Сейчас, когда пишу эти строки, вспоминая Мишку, лося, драный голик, хохочу над тем, как сосед, этот самый Мишка Подвальный, с выпученными глазами рассказывал своим приятелям, что видел огромнейшего черта с огромаднейшими рогами, и советовал:
— Чтобы видеть чертей меньшего размера, надо поменьше пить.
Молодая улыбчивая директорша в школе уже давно не работала. Вышла замуж за военного и уехала. Школой руководил Алексей Иванович Селянкин. Жена директора, судья по специальности, — жесткая строгая дама. И поэтому у него любовь с одинокой худенькой учительницей по физике — Альбиной Черняевой. Позднее, когда Алексей Иванович, вернувшись с охоты, лежа в ванне, внезапно умер, его жена Евгения продолжала ненавидеть весь наш учительский коллектив. Мы-то при чем тут? Видно, за то, что знали, а не выдавали директора. И даже цветы, что приносила Аля на могилу, выбрасывала в урну. Алексей Иванович был нормальным руководителем школы, к тому же добрым, общительным, не требовал невозможного. Припоминаю такой случай. Для методического стенда нужна была статья. Меня попросили, я написала. Висит стенд уже год.

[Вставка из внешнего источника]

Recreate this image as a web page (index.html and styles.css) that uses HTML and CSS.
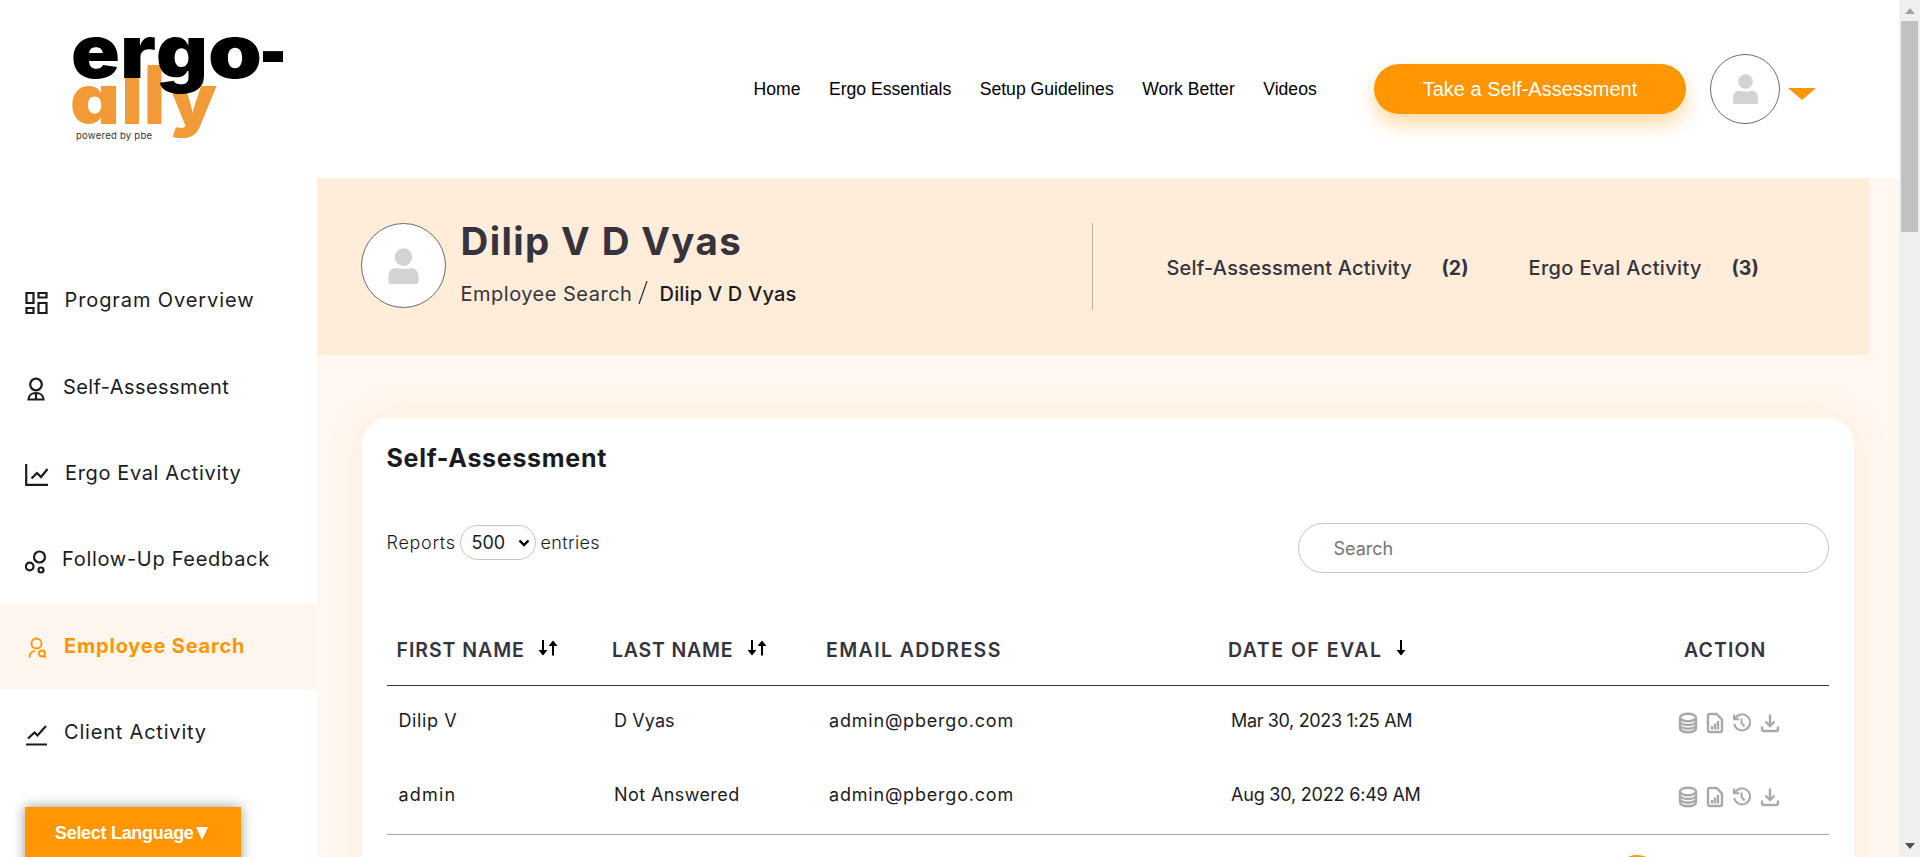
FILE: index.html
```html
<!DOCTYPE html>
<html lang="en">
<head>
<meta charset="utf-8">
<title>Ergo-Ally</title>
<link rel="stylesheet" href="styles.css">
</head>
<body>
<svg class="defs" width="0" height="0" aria-hidden="true">
  <symbol id="person" viewBox="0 0 26 31"><circle cx="13" cy="7.800" r="7.600"/><path d="M6.500 17.200c4.300 1.300 8.700 1.300 13 0 4 0 6.500 3.300 6.500 7.300v4c0 1.700-.8 2.500-2.300 2.500H2.300C.8 31 0 30.200 0 28.500v-4c0-4 2.500-7.300 6.500-7.300z"/></symbol>
  <symbol id="sort" viewBox="0 0 20 16"><path d="M4 0h2v10h3.500L5 15.500.5 10H4zM14 15.500h2V6h3.500L15 .5 10.500 6H14z"/></symbol>
  <symbol id="down" viewBox="0 0 10 16"><path d="M4 0h2v10h3.500L5 15.500.5 10H4z"/></symbol>
  <symbol id="db" viewBox="0 0 20 22"><ellipse cx="10" cy="5.500" rx="8" ry="3.700"/><path d="M2 5.500v11c0 2 3.500 3.800 8 3.800s8-1.800 8-3.800v-11M2 9.500c0 2 3.500 3.500 8 3.500s8-1.500 8-3.500M2 13.200c0 2 3.500 3.500 8 3.500s8-1.500 8-3.500"/></symbol>
  <symbol id="doc" viewBox="0 0 18 22"><path d="M3.500 2h7L16 7.500V18c0 1.300-.7 2-2 2H4c-1.300 0-2-.7-2-2V3.500C2 2.500 2.500 2 3.500 2z"/><path d="M6 14v3.500M9 11.500v6M12 9v8.500"/></symbol>
  <symbol id="history" viewBox="0 0 20 20"><path d="M3 5.500A8 8 0 1 1 2.200 11M2 1.500v4.800h5M9.500 5.500V10l3 3.500"/></symbol>
  <symbol id="download" viewBox="0 0 20 20"><path d="M10 1.500v11M5.500 8.500l4.500 4.500 4.500-4.500M2 13.500V16c0 1.300.7 2 2 2h12c1.300 0 2-.7 2-2v-2.500"/></symbol>
</svg>
<div class="window">
  <div class="page">
    <header class="header">
      <svg class="logo" width="220" height="120" viewBox="0 0 220 120">
        <g class="logo-ally">
          <text x="-3" y="96" textLength="50" lengthAdjust="spacingAndGlyphs">a</text>
          <text class="tall" x="48.500" y="96" textLength="21" lengthAdjust="spacingAndGlyphs">l</text>
          <text class="tall" x="71" y="96" textLength="21" lengthAdjust="spacingAndGlyphs">l</text>
          <text x="96" y="96" textLength="48" lengthAdjust="spacingAndGlyphs">y</text>
        </g>
        <g class="logo-ergo">
          <text x="-2" y="50" textLength="49" lengthAdjust="spacingAndGlyphs">e</text>
          <text x="47" y="50" textLength="36" lengthAdjust="spacingAndGlyphs">r</text>
          <text x="83" y="50" textLength="52" lengthAdjust="spacingAndGlyphs">g</text>
          <text x="135" y="50" textLength="54" lengthAdjust="spacingAndGlyphs">o</text>
          <text x="186" y="50" textLength="28" lengthAdjust="spacingAndGlyphs">-</text>
        </g>
        <text class="logo-by" x="3" y="111" textLength="76">powered by pbe</text>
      </svg>
      <nav class="nav"><a>Home</a><a>Ergo Essentials</a><a>Setup Guidelines</a><a>Work Better</a><a>Videos</a></nav>
      <button class="cta">Take a Self-Assessment</button>
      <div class="avatar avatar-small"><svg width="25" height="30"><use href="#person"/></svg></div>
      <svg class="caret" width="28" height="12" viewBox="0 0 28 12"><path d="M0 0h28L14 12z"/></svg>
    </header>
    <div class="body">
      <aside class="sidebar">
        <a class="item"><svg width="24" height="24" viewBox="0 0 24 24"><path d="M1.500 2h7v10h-7zM13.500 2h8v4.500h-8zM1.500 17h7v5h-7zM13.500 12h8v10h-8z"/></svg><span class="t1">Program Overview</span></a>
        <a class="item"><svg width="24" height="24" viewBox="0 0 24 24"><circle cx="11" cy="7.500" r="5.800"/><path d="M3.500 22.500c0-4 3.200-6.500 7.500-6.500s7.500 2.500 7.500 6.500zM11 16v6"/></svg><span class="t2">Self-Assessment</span></a>
        <a class="item"><svg width="24" height="24" viewBox="0 0 24 24"><path d="M1.200 1v20.800H23M6.500 15.500L12 10l4 4L22.500 6"/></svg><span class="t3">Ergo Eval Activity</span></a>
        <a class="item"><svg width="24" height="24" viewBox="0 0 24 24"><circle cx="14.500" cy="7" r="5.500"/><circle cx="4.700" cy="16.500" r="3.800"/><circle cx="16" cy="20" r="2.500"/></svg><span class="t4">Follow-Up Feedback</span></a>
        <a class="item active"><svg width="24" height="24" viewBox="0 0 24 24"><circle cx="11.500" cy="7.500" r="5"/><path d="M4.500 21.500c0-4.500 2-6 5.500-7M20.800 21.500l-2-2"/><circle cx="17" cy="17.500" r="3"/></svg><span class="t5">Employee Search</span></a>
        <a class="item"><svg width="24" height="24" viewBox="0 0 24 24"><path d="M3 15.500l6.500-6 3 3L21 3M1 21.500h21"/></svg><span class="t6">Client Activity</span></a>
        <button class="language">Select Language<span class="tri"></span></button>
      </aside>
      <main class="main">
        <section class="banner">
          <div class="avatar avatar-large"><svg width="31" height="36"><use href="#person"/></svg></div>
          <div class="who">
            <h1>Dilip V D Vyas</h1>
            <div class="crumbs"><span class="crumb">Employee Search</span><svg width="10" height="23" viewBox="0 0 10 23"><path d="M9 0L1 23"/></svg><span class="current">Dilip V D Vyas</span></div>
          </div>
          <div class="stats">
            <span class="stat-a">Self-Assessment Activity</span><b class="num-a">(2)</b>
            <span class="stat-b">Ergo Eval Activity</span><b>(3)</b>
          </div>
        </section>
        <section class="card">
          <h2>Self-Assessment</h2>
          <div class="tools">
            <div class="entries"><span class="reports">Reports</span><span class="select">500<svg width="12" height="8" viewBox="0 0 12 8"><path d="M1.500 1.500L6 6l4.500-4.500"/></svg></span><span class="ent">entries</span></div>
            <div class="search">Search</div>
          </div>
          <div class="row head">
            <div><span class="h-first">FIRST NAME</span><svg class="sort" width="20" height="16"><use href="#sort"/></svg></div>
            <div><span class="h-last">LAST NAME</span><svg class="sort" width="20" height="16"><use href="#sort"/></svg></div>
            <div><span class="h-email">EMAIL ADDRESS</span></div>
            <div><span class="h-date">DATE OF EVAL</span><svg class="sort" width="10" height="16"><use href="#down"/></svg></div>
            <div class="action"><span>ACTION</span></div>
          </div>
          <div class="row">
            <div class="first">Dilip V</div><div class="short">D Vyas</div><div class="mail">admin@pbergo.com</div><div class="date">Mar 30, 2023 1:25 AM</div>
            <div class="icons"><svg width="20" height="22"><use href="#db"/></svg><svg width="18" height="22"><use href="#doc"/></svg><svg class="thin" width="20" height="20"><use href="#history"/></svg><svg width="20" height="20"><use href="#download"/></svg></div>
          </div>
          <div class="row last">
            <div class="lower">admin</div><div class="long">Not Answered</div><div class="mail">admin@pbergo.com</div><div class="date date-2">Aug 30, 2022 6:49 AM</div>
            <div class="icons"><svg width="20" height="22"><use href="#db"/></svg><svg width="18" height="22"><use href="#doc"/></svg><svg class="thin" width="20" height="20"><use href="#history"/></svg><svg width="20" height="20"><use href="#download"/></svg></div>
          </div>
          <div class="pager"><span class="dot"></span></div>
        </section>
      </main>
    </div>
  </div>
  <div class="scrollbar"><i class="up"></i><div class="thumb"></div><i class="dn"></i></div>
</div>
</body>
</html>
```
FILE: styles.css
```css
* { box-sizing: border-box; }
body { margin: 0; font-family: Inter, "Open Sans", sans-serif; color: #1b1b1f; background: #fff; overflow: hidden; }
.defs { position: absolute; }
.window { display: flex; width: 1920px; height: 857px; overflow: hidden; }
.page { flex: 1; height: 857px; overflow: hidden; }
h1, h2 { margin: 0; }
button { border: 0; font: inherit; }

.header { display: flex; height: 178px; align-items: flex-start; }
.logo { margin: 28px 0 0 73px; flex: none; overflow: visible; }
.logo text { font-weight: 900; font-feature-settings: "cv11"; }
.logo-ergo text { font-size: 74px; fill: #000; }
.logo-ally text { font-size: 69px; fill: #f29a38; }
.logo-ally text.tall { font-size: 81px; }
.logo text.logo-by { font-size: 9.500px; font-weight: 400; fill: #333; }
.nav { display: flex; gap: 28.500px; margin: 78px 0 0 460.500px; font: 17.600px/22px "Liberation Sans", Arial, sans-serif; color: #000; white-space: nowrap; width: 620.500px; }
.cta { width: 312px; height: 50px; margin-top: 64px; flex: none; border-radius: 25px; background: #ff9602; color: #fff; font: 20px/50px "Liberation Sans", Arial, sans-serif; padding: 0; box-shadow: 0 10px 20px rgba(255,150,2,.36); }
.avatar { display: flex; align-items: center; justify-content: center; border: 1px solid #6b6b6b; border-radius: 50%; background: #fff; fill: #d3d3d3; flex: none; }
.avatar-small { width: 70px; height: 70px; margin: 54px 0 0 24px; }
.caret { margin: 88px 0 0 8px; fill: #ff9602; }

.body { display: flex; height: 679px; }
.sidebar { width: 316.500px; padding-top: 80px; flex: none; background: #fff; }
.item { display: flex; align-items: center; height: 86.400px; padding-left: 25px; gap: 15px; font-size: 20px; white-space: nowrap; }
.item svg { fill: none; stroke: #1b1b1f; stroke-width: 2.200; margin-top: 3px; flex: none; }
.item span { margin-top: -2px; }
.item .t1 { letter-spacing: .9px; margin-left: .5px; }
.item .t2 { letter-spacing: .42px; margin-left: -1px; }
.item .t3 { letter-spacing: .64px; margin-left: 1px; }
.item .t4 { letter-spacing: .7px; margin-left: -2px; }
.item .t5 { letter-spacing: .8px; }
.item .t6 { letter-spacing: .8px; }
.active { background: #fff6f0; color: #ff9602; font-weight: 700; }
.active svg { stroke: #ff9602; stroke-width: 1.800; }
.language { display: flex; align-items: center; width: 216px; height: 70px; margin: 31px 0 0 25px; padding: 0 0 18px 30px; background: #ff9602; color: #fff; font: bold 18px "Liberation Sans", Arial, sans-serif; letter-spacing: -.3px; box-shadow: 0 0 12px rgba(0,0,0,.4); }
.tri { border: solid transparent; border-width: 13px 6.500px 0; border-top-color: #fff; margin-left: 2px; }

.main { flex: 1; background: #fff7f0; }
.banner { display: flex; width: 1552px; height: 177px; background: #ffecd9; color: #37333d; }
.avatar-large { width: 85px; height: 85px; margin: 45px 0 0 44px; }
.who { margin: 39px 0 0 15px; width: 631px; white-space: nowrap; }
h1 { font-size: 38.500px; line-height: 48px; font-weight: 700; letter-spacing: 1.350px; }
.crumbs { display: flex; align-items: center; height: 30px; margin-top: 14px; font-size: 20px; }
.crumbs svg { fill: none; stroke: #37333d; stroke-width: 1.300; margin: -4px 12px 0 4px; }
.crumb { width: 173px; letter-spacing: .5px; }
.current { color: #1b1b1f; font-weight: 500; letter-spacing: .2px; }
.stats { display: flex; align-items: center; height: 87px; margin-top: 45px; padding: 2px 0 0 74px; border-left: 1px solid #b9b2b0; font-size: 20px; font-weight: 500; white-space: nowrap; }
.stat-a { width: 275px; letter-spacing: .2px; }
.num-a { width: 87px; }
.stat-b { width: 203px; letter-spacing: .35px; }
.stats b { font-size: 19.500px; }

.card { margin: 63px 0 0 45px; width: 1492px; height: 500px; padding: 23px 25px 0; background: #fff; border-radius: 26px; box-shadow: 0 0 40px rgba(255,150,2,.1); }
h2 { font-size: 25px; line-height: 34px; font-weight: 700; letter-spacing: .7px; }
.tools { display: flex; justify-content: space-between; margin-top: 48px; font-size: 18px; font-weight: 300; }
.entries { display: flex; align-items: center; height: 35px; margin-top: 2px; }
.select { display: flex; align-items: center; justify-content: space-between; width: 76px; height: 35px; margin: 0 5px 0 4px; padding: 0 5px 0 11px; border: 1px solid #c4c4c4; border-radius: 17.500px; font-weight: 400; }
.select svg { fill: none; stroke: #000; stroke-width: 2.400; }
.reports { width: 69px; letter-spacing: .7px; }
.ent { letter-spacing: .35px; }
.search { width: 531px; height: 50px; border: 1px solid #c4c4c4; border-radius: 25px; padding-left: 35px; line-height: 50px; color: #757575; font-weight: 400; }
.row { display: grid; grid-template-columns: 215.500px 214px 402px 449px 1fr; height: 74px; align-items: center; padding-left: 12px; font-size: 18px; white-space: nowrap; }
.row > div { padding-bottom: 5px; }
.row .first { letter-spacing: .6px; }
.row .short { letter-spacing: .1px; }
.row .lower { letter-spacing: 1.200px; }
.row .long { letter-spacing: .4px; }
.row .mail { letter-spacing: .8px; padding-left: 1px; }
.row .date { letter-spacing: -.350px; padding-left: 1px; }
.row .date-2 { letter-spacing: -.2px; }
.row.head { height: 113px; padding: 42px 0 0 10px; font-size: 19.500px; font-weight: 600; color: #37333d; border-bottom: 1px solid #37333d; }
.head > div { display: flex; align-items: center; }
.row.head > div { padding-bottom: 0; }
.h-first { letter-spacing: .95px; }
.h-last { letter-spacing: .8px; }
.h-email { letter-spacing: 1.400px; }
.h-date { letter-spacing: 1.500px; }
.sort { margin-left: 13.500px; margin-top: -4px; fill: #000; }
.head .action { padding-left: 7px; letter-spacing: 1.100px; }
.row.last { height: 75px; border-bottom: 1px solid #aaa; }
.row > .icons { display: flex; gap: 8px; align-items: center; fill: none; stroke: #a9a9a9; stroke-width: 2.400; margin-left: -1px; padding-bottom: 1px; }
.thin { stroke-width: 2; }
.pager { display: flex; padding: 20px 0 0 1225px; }
.dot { width: 50px; height: 50px; border-radius: 50%; background: #ff9602; }

.scrollbar { width: 21px; height: 857px; background: #f0f0f0; display: flex; flex-direction: column; align-items: center; }
.thumb { width: 17px; height: 211px; background: #c1c1c1; margin-top: 7px; }
.up, .dn { border: solid transparent; }
.up { margin-top: 8px; border-width: 0 5px 6px; border-bottom-color: #a3a3a3; }
.dn { margin: auto 0 8px; border-width: 6px 5px 0; border-top-color: #505050; }
```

— Надо, — говорит директор, — стенд-то обновить.
— Надо, — соглашаются учителя.
— А для чего? — спрашиваю я. — Никто же ничего, что написано на нем, не читает.
— Я читаю, — говорит директор.
— Тогда, — подвожу его к своей писанине, — прочитайте это.
— Что? — возмутился директор. — Анекдот в текст вписала?
Но меня он не наказал. Сам, говорит, хорош!
При Селянкине мне часто приходилось брать уже вторую дочь на занятия. У Вахрова то собрания, то еще что. Как оказалось, погулять он был не дурак. А мама его тоже не рвалась в новое звание. Будучи учительницей английского языка, не желая, чтобы девочки называли ее бабушкой, велела величать по-английски — Греня. Мои дочери так и обращались: «Бабушка Греня». Когда муж оставался в няньках, Греня приходила и отпускала его на «выгул».